→ RECORDED INFORMATION
──────────────────────────────
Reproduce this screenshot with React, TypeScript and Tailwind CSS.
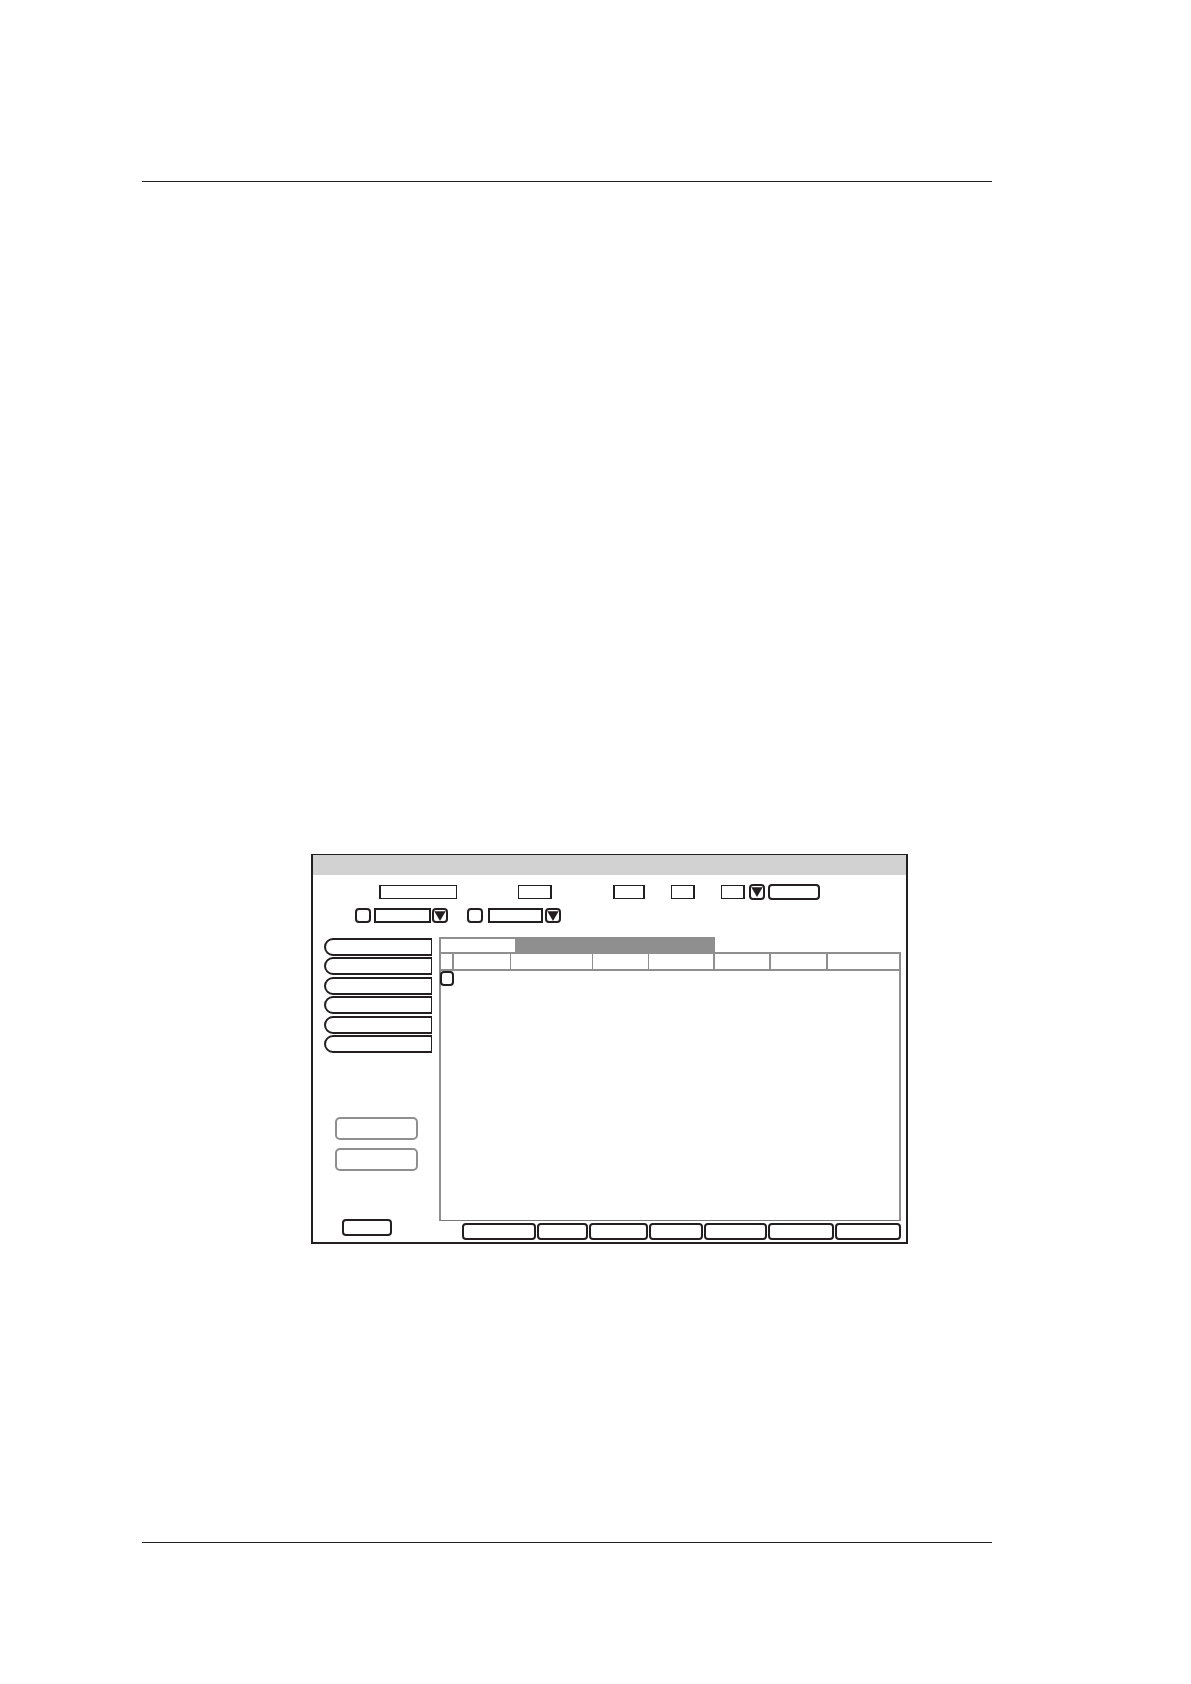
import { useState } from "react";

const sideTabs = ["Tab 1", "Tab 2", "Tab 3", "Tab 4", "Tab 5", "Tab 6"];

const columns = [
    { name: "Select", style: "w-[13px] border-r-2" },
    { name: "Column 1", style: "w-[57px] border-r" },
    { name: "Column 2", style: "w-[82px] border-r" },
    { name: "Column 3", style: "w-[56px] border-r" },
    { name: "Column 4", style: "w-[66px] border-r-2" },
    { name: "Column 5", style: "w-[56px] border-r-2" },
    { name: "Column 6", style: "w-[57px] border-r-2" },
    { name: "Column 7", style: "" },
];

const actions = [
    { name: "Action 1", width: "w-[74px]" },
    { name: "Action 2", width: "w-[51px]" },
    { name: "Action 3", width: "w-[59px]" },
    { name: "Action 4", width: "w-[54px]" },
    { name: "Action 5", width: "w-[63px]" },
    { name: "Action 6", width: "w-[66px]" },
    { name: "Action 7", width: "w-[66px]" },
];

const Field = ({ label, className }: { label: string; className: string }) => {
    const [value, setValue] = useState("");

    return (
        <input
            type="text"
            aria-label={label}
            value={value}
            onChange={(e) => setValue(e.target.value)}
            className={`shrink-0 px-1 text-[10px] bg-white border-[#231f20] outline-none ${className}`}
        />
    );
};

const Check = ({ label, className }: { label: string; className: string }) => (
    <input
        type="checkbox"
        aria-label={label}
        className={`block shrink-0 appearance-none h-[15px] border-2 border-[#231f20] rounded-[4px] bg-white checked:bg-[#231f20] ${className}`}
    />
);

const DropButton = ({ label, className }: { label: string; className: string }) => (
    <button
        type="button"
        aria-label={label}
        className={`flex shrink-0 items-center justify-center w-4 border-2 border-[#231f20] rounded-[4px] bg-white ${className}`}
    >
        <svg className="w-3 h-[10px] shrink-0" viewBox="0 0 12 10" aria-hidden="true">
            <path d="M0.3 0.3h11.4L6 10z" fill="#231f20" />
        </svg>
    </button>
);

export default function App() {
    const [tab, setTab] = useState(0);

    return (
        <div className="min-h-screen bg-white pt-[181px] pb-[141px] pl-[142px] pr-[199px] flex flex-col font-['Liberation_Sans',sans-serif]">
            <main className="flex-1 border-y border-[#231f20] pt-[672px] pl-[169px] pr-[84px]">
                <section className="flex flex-col border-2 border-t border-[#231f20]">
                    <header className="h-5 bg-[#d2d2d2]" />

                    <div className="pt-[9px] flex flex-col gap-2">
                        <div className="flex items-center h-4 pl-[66px]">
                            <Field label="Name" className="w-[78px] h-[14px] border border-l-2" />
                            <Field label="Number" className="w-[34px] h-[14px] ml-[61px] border border-r-2" />
                            <Field label="Day" className="w-8 h-[14px] ml-[61px] border border-x-2" />
                            <Field label="Month" className="w-6 h-[14px] ml-[26px] border border-r-2" />
                            <Field label="Year" className="w-6 h-[14px] ml-[26px] border border-r-2" />
                            <DropButton label="Pick date" className="h-4 ml-1" />
                            <button
                                type="button"
                                aria-label="Search"
                                className="shrink-0 w-[52px] h-4 ml-[3px] border-2 border-[#231f20] rounded-[4px]"
                            />
                        </div>
                        <div className="flex items-center h-[15px] pl-[42px]">
                            <Check label="Use first filter" className="w-4" />
                            <Field label="First filter" className="w-[57px] h-[15px] ml-[3px] border-2" />
                            <DropButton label="First filter options" className="h-[15px] ml-px" />
                            <Check label="Use second filter" className="w-4 ml-[19px]" />
                            <Field label="Second filter" className="w-[55px] h-[15px] ml-[5px] border-2" />
                            <DropButton label="Second filter options" className="h-[15px] ml-[2px]" />
                        </div>
                    </div>

                    <div className="flex pt-[14px]">
                        <aside className="w-[126px] shrink-0 pt-px pb-[6px] flex flex-col">
                            <nav className="flex flex-col justify-between h-[115px] pl-[11px]">
                                {sideTabs.map((name) => (
                                    <button
                                        key={name}
                                        type="button"
                                        aria-label={name}
                                        className="w-[108px] h-[18px] border-2 border-r border-[#231f20] rounded-l-full"
                                    />
                                ))}
                            </nav>
                            <div className="flex flex-col gap-2 mt-16 pl-[22px]">
                                <button type="button" aria-label="Previous" className="w-[83px] h-[23px] border-2 border-[#8f8f8f] rounded-[5px]" />
                                <button type="button" aria-label="Next" className="w-[83px] h-[23px] border-2 border-[#8f8f8f] rounded-[5px]" />
                            </div>
                            <button
                                type="button"
                                aria-label="Close"
                                className="w-[50px] h-[17px] mt-12 ml-[29px] border-2 border-[#231f20] rounded-[4px]"
                            />
                        </aside>

                        <div className="flex-1 min-w-0 pr-[5px] pb-[2px] flex flex-col">
                            <div className="flex h-[15px]">
                                <button
                                    type="button"
                                    aria-label="Current"
                                    onClick={() => setTab(0)}
                                    className={`w-[76px] border-t-2 border-l-2 border-[#8f8f8f] ${tab === 0 ? "bg-white" : "bg-[#8f8f8f]"}`}
                                />
                                <button
                                    type="button"
                                    aria-label="History"
                                    onClick={() => setTab(1)}
                                    className={`w-[200px] border-t-2 border-r-2 border-[#8f8f8f] ${tab === 1 ? "bg-white" : "bg-[#8f8f8f]"}`}
                                />
                            </div>
                            <div className="flex-1 border-2 border-b border-[#8f8f8f] border-b-[#777777]">
                                <table className="w-full table-fixed border-separate border-spacing-0">
                                    <thead>
                                        <tr>
                                            {columns.map((col) => (
                                                <th
                                                    key={col.name}
                                                    aria-label={col.name}
                                                    className={`h-[17px] p-0 border-b-2 border-[#8f8f8f] ${col.style}`}
                                                />
                                            ))}
                                        </tr>
                                    </thead>
                                    <tbody>
                                        <tr>
                                            <td className="p-0">
                                                <Check label="Select row" className="w-[14px] -ml-px" />
                                            </td>
                                            <td colSpan={7} className="p-0" />
                                        </tr>
                                    </tbody>
                                </table>
                            </div>
                            <div className="flex justify-end gap-px mt-[2px]">
                                {actions.map((action) => (
                                    <button
                                        key={action.name}
                                        type="button"
                                        aria-label={action.name}
                                        className={`h-[17px] shrink-0 border-2 border-[#231f20] rounded-[4px] ${action.width}`}
                                    />
                                ))}
                            </div>
                        </div>
                    </div>
                </section>
            </main>
        </div>
    );
}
──────────────────────────────
→ DIRECTIVE
Print the full listing exactly, dropping the pictures.

→ FINISHED EXERCISE
Reproduce this screenshot with React, TypeScript and Tailwind CSS.
import { useState } from "react";

const sideTabs = ["Tab 1", "Tab 2", "Tab 3", "Tab 4", "Tab 5", "Tab 6"];

const columns = [
    { name: "Select", style: "w-[13px] border-r-2" },
    { name: "Column 1", style: "w-[57px] border-r" },
    { name: "Column 2", style: "w-[82px] border-r" },
    { name: "Column 3", style: "w-[56px] border-r" },
    { name: "Column 4", style: "w-[66px] border-r-2" },
    { name: "Column 5", style: "w-[56px] border-r-2" },
    { name: "Column 6", style: "w-[57px] border-r-2" },
    { name: "Column 7", style: "" },
];

const actions = [
    { name: "Action 1", width: "w-[74px]" },
    { name: "Action 2", width: "w-[51px]" },
    { name: "Action 3", width: "w-[59px]" },
    { name: "Action 4", width: "w-[54px]" },
    { name: "Action 5", width: "w-[63px]" },
    { name: "Action 6", width: "w-[66px]" },
    { name: "Action 7", width: "w-[66px]" },
];

const Field = ({ label, className }: { label: string; className: string }) => {
    const [value, setValue] = useState("");

    return (
        <input
            type="text"
            aria-label={label}
            value={value}
            onChange={(e) => setValue(e.target.value)}
            className={`shrink-0 px-1 text-[10px] bg-white border-[#231f20] outline-none ${className}`}
        />
    );
};

const Check = ({ label, className }: { label: string; className: string }) => (
    <input
        type="checkbox"
        aria-label={label}
        className={`block shrink-0 appearance-none h-[15px] border-2 border-[#231f20] rounded-[4px] bg-white checked:bg-[#231f20] ${className}`}
    />
);

const DropButton = ({ label, className }: { label: string; className: string }) => (
    <button
        type="button"
        aria-label={label}
        className={`flex shrink-0 items-center justify-center w-4 border-2 border-[#231f20] rounded-[4px] bg-white ${className}`}
    >
        <svg className="w-3 h-[10px] shrink-0" viewBox="0 0 12 10" aria-hidden="true">
            <path d="M0.3 0.3h11.4L6 10z" fill="#231f20" />
        </svg>
    </button>
);

export default function App() {
    const [tab, setTab] = useState(0);

    return (
        <div className="min-h-screen bg-white pt-[181px] pb-[141px] pl-[142px] pr-[199px] flex flex-col font-['Liberation_Sans',sans-serif]">
            <main className="flex-1 border-y border-[#231f20] pt-[672px] pl-[169px] pr-[84px]">
                <section className="flex flex-col border-2 border-t border-[#231f20]">
                    <header className="h-5 bg-[#d2d2d2]" />

                    <div className="pt-[9px] flex flex-col gap-2">
                        <div className="flex items-center h-4 pl-[66px]">
                            <Field label="Name" className="w-[78px] h-[14px] border border-l-2" />
                            <Field label="Number" className="w-[34px] h-[14px] ml-[61px] border border-r-2" />
                            <Field label="Day" className="w-8 h-[14px] ml-[61px] border border-x-2" />
                            <Field label="Month" className="w-6 h-[14px] ml-[26px] border border-r-2" />
                            <Field label="Year" className="w-6 h-[14px] ml-[26px] border border-r-2" />
                            <DropButton label="Pick date" className="h-4 ml-1" />
                            <button
                                type="button"
                                aria-label="Search"
                                className="shrink-0 w-[52px] h-4 ml-[3px] border-2 border-[#231f20] rounded-[4px]"
                            />
                        </div>
                        <div className="flex items-center h-[15px] pl-[42px]">
                            <Check label="Use first filter" className="w-4" />
                            <Field label="First filter" className="w-[57px] h-[15px] ml-[3px] border-2" />
                            <DropButton label="First filter options" className="h-[15px] ml-px" />
                            <Check label="Use second filter" className="w-4 ml-[19px]" />
                            <Field label="Second filter" className="w-[55px] h-[15px] ml-[5px] border-2" />
                            <DropButton label="Second filter options" className="h-[15px] ml-[2px]" />
                        </div>
                    </div>

                    <div className="flex pt-[14px]">
                        <aside className="w-[126px] shrink-0 pt-px pb-[6px] flex flex-col">
                            <nav className="flex flex-col justify-between h-[115px] pl-[11px]">
                                {sideTabs.map((name) => (
                                    <button
                                        key={name}
                                        type="button"
                                        aria-label={name}
                                        className="w-[108px] h-[18px] border-2 border-r border-[#231f20] rounded-l-full"
                                    />
                                ))}
                            </nav>
                            <div className="flex flex-col gap-2 mt-16 pl-[22px]">
                                <button type="button" aria-label="Previous" className="w-[83px] h-[23px] border-2 border-[#8f8f8f] rounded-[5px]" />
                                <button type="button" aria-label="Next" className="w-[83px] h-[23px] border-2 border-[#8f8f8f] rounded-[5px]" />
                            </div>
                            <button
                                type="button"
                                aria-label="Close"
                                className="w-[50px] h-[17px] mt-12 ml-[29px] border-2 border-[#231f20] rounded-[4px]"
                            />
                        </aside>

                        <div className="flex-1 min-w-0 pr-[5px] pb-[2px] flex flex-col">
                            <div className="flex h-[15px]">
                                <button
                                    type="button"
                                    aria-label="Current"
                                    onClick={() => setTab(0)}
                                    className={`w-[76px] border-t-2 border-l-2 border-[#8f8f8f] ${tab === 0 ? "bg-white" : "bg-[#8f8f8f]"}`}
                                />
                                <button
                                    type="button"
                                    aria-label="History"
                                    onClick={() => setTab(1)}
                                    className={`w-[200px] border-t-2 border-r-2 border-[#8f8f8f] ${tab === 1 ? "bg-white" : "bg-[#8f8f8f]"}`}
                                />
                            </div>
                            <div className="flex-1 border-2 border-b border-[#8f8f8f] border-b-[#777777]">
                                <table className="w-full table-fixed border-separate border-spacing-0">
                                    <thead>
                                        <tr>
                                            {columns.map((col) => (
                                                <th
                                                    key={col.name}
                                                    aria-label={col.name}
                                                    className={`h-[17px] p-0 border-b-2 border-[#8f8f8f] ${col.style}`}
                                                />
                                            ))}
                                        </tr>
                                    </thead>
                                    <tbody>
                                        <tr>
                                            <td className="p-0">
                                                <Check label="Select row" className="w-[14px] -ml-px" />
                                            </td>
                                            <td colSpan={7} className="p-0" />
                                        </tr>
                                    </tbody>
                                </table>
                            </div>
                            <div className="flex justify-end gap-px mt-[2px]">
                                {actions.map((action) => (
                                    <button
                                        key={action.name}
                                        type="button"
                                        aria-label={action.name}
                                        className={`h-[17px] shrink-0 border-2 border-[#231f20] rounded-[4px] ${action.width}`}
                                    />
                                ))}
                            </div>
                        </div>
                    </div>
                </section>
            </main>
        </div>
    );
}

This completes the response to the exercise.